John “Divine G” Whitfield
Whitfield was a founding member of the theatre program who maintains he was wrongfully convicted of murder. Since his release from Sing Sing in 2012, he is now a novelist, screen writer, playwright, internet radio talk show host, actor, film director and producer, as well as a youth counsellor in New York. As an author, he has written eight novels (seven of which have been adapted into screenplays), three audio books, and has won five American writing awards.

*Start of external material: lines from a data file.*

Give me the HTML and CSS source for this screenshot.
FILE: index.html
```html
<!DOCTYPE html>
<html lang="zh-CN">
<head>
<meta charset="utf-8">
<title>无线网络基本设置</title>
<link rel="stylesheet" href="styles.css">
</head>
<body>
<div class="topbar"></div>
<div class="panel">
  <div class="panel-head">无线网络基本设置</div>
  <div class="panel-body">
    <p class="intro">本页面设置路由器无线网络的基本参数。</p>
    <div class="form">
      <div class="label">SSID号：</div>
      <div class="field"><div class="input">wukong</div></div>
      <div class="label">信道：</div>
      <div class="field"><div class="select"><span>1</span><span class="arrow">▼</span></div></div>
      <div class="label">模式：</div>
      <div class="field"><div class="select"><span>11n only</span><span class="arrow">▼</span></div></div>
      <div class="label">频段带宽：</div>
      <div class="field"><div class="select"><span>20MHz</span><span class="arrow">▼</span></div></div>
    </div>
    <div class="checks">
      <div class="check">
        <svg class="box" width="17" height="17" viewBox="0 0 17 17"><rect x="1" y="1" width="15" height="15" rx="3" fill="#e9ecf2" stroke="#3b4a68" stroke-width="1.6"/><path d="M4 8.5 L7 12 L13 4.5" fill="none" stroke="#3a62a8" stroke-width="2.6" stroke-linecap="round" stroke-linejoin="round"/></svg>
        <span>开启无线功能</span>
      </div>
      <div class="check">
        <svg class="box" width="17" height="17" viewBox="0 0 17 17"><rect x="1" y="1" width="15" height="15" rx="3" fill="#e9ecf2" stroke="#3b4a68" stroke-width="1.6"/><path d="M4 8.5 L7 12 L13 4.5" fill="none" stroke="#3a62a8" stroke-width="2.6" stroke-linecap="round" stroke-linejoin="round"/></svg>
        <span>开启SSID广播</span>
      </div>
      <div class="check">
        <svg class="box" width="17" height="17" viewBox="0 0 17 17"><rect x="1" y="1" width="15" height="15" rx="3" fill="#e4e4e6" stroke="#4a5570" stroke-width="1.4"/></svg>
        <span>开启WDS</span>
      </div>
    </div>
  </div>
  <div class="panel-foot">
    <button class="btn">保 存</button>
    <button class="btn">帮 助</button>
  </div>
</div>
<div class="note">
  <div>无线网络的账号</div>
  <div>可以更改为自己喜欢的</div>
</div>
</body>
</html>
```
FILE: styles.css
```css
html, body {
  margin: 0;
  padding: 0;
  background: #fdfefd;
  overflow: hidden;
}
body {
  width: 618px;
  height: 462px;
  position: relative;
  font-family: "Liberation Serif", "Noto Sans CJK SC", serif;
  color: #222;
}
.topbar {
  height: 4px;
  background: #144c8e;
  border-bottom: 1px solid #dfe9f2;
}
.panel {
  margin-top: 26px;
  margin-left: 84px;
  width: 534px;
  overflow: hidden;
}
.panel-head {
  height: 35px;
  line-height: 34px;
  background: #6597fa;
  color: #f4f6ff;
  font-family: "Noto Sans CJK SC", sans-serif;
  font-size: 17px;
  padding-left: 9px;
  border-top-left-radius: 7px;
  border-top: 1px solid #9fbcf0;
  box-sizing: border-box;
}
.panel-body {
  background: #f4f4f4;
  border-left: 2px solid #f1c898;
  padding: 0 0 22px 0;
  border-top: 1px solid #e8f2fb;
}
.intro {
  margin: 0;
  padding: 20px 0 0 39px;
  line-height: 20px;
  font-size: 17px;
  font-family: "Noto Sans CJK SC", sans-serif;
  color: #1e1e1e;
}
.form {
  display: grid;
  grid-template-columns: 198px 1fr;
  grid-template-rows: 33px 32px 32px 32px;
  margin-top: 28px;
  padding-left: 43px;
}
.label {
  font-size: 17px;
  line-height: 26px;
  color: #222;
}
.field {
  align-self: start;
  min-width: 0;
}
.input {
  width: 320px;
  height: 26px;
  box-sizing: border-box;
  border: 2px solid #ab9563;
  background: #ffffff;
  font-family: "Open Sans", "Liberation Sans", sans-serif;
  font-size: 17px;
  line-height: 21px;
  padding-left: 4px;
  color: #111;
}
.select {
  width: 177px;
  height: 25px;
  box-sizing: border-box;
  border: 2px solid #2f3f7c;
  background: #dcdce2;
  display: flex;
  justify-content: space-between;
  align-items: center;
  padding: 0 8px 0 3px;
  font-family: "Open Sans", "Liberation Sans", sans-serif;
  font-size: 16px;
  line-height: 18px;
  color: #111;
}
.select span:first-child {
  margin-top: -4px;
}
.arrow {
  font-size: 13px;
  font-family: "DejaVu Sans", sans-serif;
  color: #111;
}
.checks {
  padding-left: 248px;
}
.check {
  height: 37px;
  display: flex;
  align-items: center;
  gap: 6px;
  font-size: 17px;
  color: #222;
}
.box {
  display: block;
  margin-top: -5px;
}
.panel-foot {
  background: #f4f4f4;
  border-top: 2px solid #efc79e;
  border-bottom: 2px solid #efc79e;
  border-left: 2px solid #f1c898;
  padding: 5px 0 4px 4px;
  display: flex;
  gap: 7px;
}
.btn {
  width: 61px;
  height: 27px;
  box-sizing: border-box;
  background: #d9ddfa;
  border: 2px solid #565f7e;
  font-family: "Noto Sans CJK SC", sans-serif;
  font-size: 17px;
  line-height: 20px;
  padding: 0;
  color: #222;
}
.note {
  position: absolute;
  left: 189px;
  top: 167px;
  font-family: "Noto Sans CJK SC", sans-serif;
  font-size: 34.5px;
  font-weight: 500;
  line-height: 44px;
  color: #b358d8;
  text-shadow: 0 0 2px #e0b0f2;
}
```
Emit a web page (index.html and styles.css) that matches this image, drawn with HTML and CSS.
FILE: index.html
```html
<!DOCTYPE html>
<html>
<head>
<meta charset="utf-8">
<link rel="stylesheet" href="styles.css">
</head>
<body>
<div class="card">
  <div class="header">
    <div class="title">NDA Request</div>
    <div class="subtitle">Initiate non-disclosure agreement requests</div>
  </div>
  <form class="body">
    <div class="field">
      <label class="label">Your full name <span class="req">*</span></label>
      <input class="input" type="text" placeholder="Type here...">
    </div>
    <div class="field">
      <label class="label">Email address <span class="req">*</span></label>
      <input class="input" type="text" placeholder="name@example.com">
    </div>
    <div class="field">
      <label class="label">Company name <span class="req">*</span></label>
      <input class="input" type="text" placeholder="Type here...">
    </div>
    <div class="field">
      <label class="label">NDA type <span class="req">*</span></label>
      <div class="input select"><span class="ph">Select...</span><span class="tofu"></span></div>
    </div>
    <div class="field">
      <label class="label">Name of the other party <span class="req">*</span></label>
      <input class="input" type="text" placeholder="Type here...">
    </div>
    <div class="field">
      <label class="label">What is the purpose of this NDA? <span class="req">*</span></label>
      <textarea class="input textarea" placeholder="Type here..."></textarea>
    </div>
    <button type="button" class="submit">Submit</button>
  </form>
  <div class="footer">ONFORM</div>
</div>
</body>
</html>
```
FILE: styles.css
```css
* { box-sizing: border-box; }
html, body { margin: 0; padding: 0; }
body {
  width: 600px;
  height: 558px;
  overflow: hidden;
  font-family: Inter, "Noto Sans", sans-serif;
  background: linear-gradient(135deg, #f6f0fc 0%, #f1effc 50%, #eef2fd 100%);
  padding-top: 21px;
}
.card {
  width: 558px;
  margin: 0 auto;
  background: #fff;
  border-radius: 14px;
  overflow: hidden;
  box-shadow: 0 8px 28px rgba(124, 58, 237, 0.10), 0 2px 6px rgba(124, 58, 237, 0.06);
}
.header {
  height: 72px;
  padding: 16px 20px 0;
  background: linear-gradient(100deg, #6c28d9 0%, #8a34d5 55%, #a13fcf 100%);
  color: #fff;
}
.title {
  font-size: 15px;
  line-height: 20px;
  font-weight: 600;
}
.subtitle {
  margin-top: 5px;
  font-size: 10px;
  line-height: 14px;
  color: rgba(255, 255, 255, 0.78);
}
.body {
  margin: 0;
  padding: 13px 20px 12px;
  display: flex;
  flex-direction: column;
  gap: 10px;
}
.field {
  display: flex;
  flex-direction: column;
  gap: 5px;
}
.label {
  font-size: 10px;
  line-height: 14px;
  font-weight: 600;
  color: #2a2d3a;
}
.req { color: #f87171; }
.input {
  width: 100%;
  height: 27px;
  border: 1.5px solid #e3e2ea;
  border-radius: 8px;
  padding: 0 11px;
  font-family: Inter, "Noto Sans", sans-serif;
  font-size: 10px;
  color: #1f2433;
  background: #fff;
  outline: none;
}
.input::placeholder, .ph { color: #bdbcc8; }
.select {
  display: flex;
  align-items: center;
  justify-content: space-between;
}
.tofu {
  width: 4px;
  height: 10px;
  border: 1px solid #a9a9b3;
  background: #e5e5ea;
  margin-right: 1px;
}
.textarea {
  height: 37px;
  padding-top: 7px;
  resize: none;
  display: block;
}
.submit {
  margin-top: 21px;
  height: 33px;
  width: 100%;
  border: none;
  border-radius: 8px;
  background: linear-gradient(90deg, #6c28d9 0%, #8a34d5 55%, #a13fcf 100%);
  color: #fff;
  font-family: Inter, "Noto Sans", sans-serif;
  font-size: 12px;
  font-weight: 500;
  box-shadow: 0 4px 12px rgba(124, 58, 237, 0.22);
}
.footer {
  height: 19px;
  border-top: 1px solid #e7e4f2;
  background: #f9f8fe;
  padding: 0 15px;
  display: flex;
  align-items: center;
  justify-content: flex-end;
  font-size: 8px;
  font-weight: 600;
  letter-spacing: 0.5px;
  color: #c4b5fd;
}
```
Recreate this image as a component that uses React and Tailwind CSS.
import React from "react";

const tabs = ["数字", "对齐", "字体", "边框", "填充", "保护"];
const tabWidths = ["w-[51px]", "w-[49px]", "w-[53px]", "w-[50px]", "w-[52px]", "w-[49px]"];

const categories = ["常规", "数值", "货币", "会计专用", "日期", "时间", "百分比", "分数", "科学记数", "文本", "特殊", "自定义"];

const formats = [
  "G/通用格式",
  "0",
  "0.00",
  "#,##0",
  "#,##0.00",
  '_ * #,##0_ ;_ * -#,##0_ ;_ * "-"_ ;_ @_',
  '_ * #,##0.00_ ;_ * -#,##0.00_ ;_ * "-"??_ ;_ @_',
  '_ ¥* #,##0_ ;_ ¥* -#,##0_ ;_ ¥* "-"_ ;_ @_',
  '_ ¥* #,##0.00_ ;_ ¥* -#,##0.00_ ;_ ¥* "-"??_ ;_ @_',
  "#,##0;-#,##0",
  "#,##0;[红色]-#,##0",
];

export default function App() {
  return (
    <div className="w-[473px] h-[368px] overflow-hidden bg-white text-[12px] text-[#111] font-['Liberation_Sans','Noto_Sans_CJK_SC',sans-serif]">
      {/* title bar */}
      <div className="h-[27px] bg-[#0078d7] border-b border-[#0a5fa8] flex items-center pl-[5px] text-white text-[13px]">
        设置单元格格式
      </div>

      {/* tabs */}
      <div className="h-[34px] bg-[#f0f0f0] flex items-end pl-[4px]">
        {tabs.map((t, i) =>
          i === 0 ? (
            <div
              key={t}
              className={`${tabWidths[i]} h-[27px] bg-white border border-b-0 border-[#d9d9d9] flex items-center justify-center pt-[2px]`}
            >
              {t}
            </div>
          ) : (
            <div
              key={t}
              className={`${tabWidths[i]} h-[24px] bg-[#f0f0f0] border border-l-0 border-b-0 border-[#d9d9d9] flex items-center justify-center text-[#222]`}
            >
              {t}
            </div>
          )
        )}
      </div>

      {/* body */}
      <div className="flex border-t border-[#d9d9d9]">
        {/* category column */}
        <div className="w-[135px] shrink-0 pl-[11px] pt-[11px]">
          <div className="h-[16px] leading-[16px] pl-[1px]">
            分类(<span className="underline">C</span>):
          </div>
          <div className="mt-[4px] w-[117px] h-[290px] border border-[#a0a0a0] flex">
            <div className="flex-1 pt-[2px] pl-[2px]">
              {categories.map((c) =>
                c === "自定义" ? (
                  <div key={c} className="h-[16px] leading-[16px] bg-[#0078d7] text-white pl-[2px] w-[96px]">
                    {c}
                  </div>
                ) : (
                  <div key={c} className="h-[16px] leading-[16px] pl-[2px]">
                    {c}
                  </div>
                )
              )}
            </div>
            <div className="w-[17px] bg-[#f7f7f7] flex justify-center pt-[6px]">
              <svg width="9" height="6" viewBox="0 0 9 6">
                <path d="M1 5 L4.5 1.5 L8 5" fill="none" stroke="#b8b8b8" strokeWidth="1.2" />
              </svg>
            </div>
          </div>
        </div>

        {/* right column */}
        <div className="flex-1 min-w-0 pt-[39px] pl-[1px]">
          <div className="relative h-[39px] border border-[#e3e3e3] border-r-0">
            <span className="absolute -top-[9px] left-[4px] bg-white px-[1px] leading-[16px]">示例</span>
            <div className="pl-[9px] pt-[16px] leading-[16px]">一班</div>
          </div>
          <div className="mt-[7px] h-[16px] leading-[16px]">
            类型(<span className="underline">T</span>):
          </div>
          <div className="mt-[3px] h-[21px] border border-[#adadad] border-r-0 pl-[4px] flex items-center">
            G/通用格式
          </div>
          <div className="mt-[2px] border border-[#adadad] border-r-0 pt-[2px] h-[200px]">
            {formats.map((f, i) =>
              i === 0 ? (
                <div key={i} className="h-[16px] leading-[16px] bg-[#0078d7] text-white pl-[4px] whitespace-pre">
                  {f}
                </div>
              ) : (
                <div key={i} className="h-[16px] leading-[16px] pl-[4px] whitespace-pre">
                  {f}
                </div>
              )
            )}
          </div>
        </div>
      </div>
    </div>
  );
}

He is in the film, but not as himself. The magnetic Colman Domingo plays him, while he cameos as a book fan who asks his fictional self for an autograph at a book signing. He also is a producer on the film.
Brent Buell
Played by the actor Paul Raci, Buell is the glue that held the whole thing together. It's a role we've seen in many movies before, sort of like Michelle Pfeiffer channelled in Dangerous Minds, or Whoopie Goldberg in Sister Act 2: Back in the Habit. The charismatic and compassionate educator who sees potential in a group of ne'er do wells where nobody else does.
Buell is the actor/director who who dedicated his time and talents to helping incarcerated individuals find their voice through theatre. Both the film and the original Esquire article portray him as a compassionate and committed mentor to any prisoner who wanted his help, and to some who didn’t. He wrote the original Breakin’ the Mummy’s Code, about six convicts “who each write separate plays and then splice them together into one ridiculous romp”.
He is now an author, actor, producer and playwrite.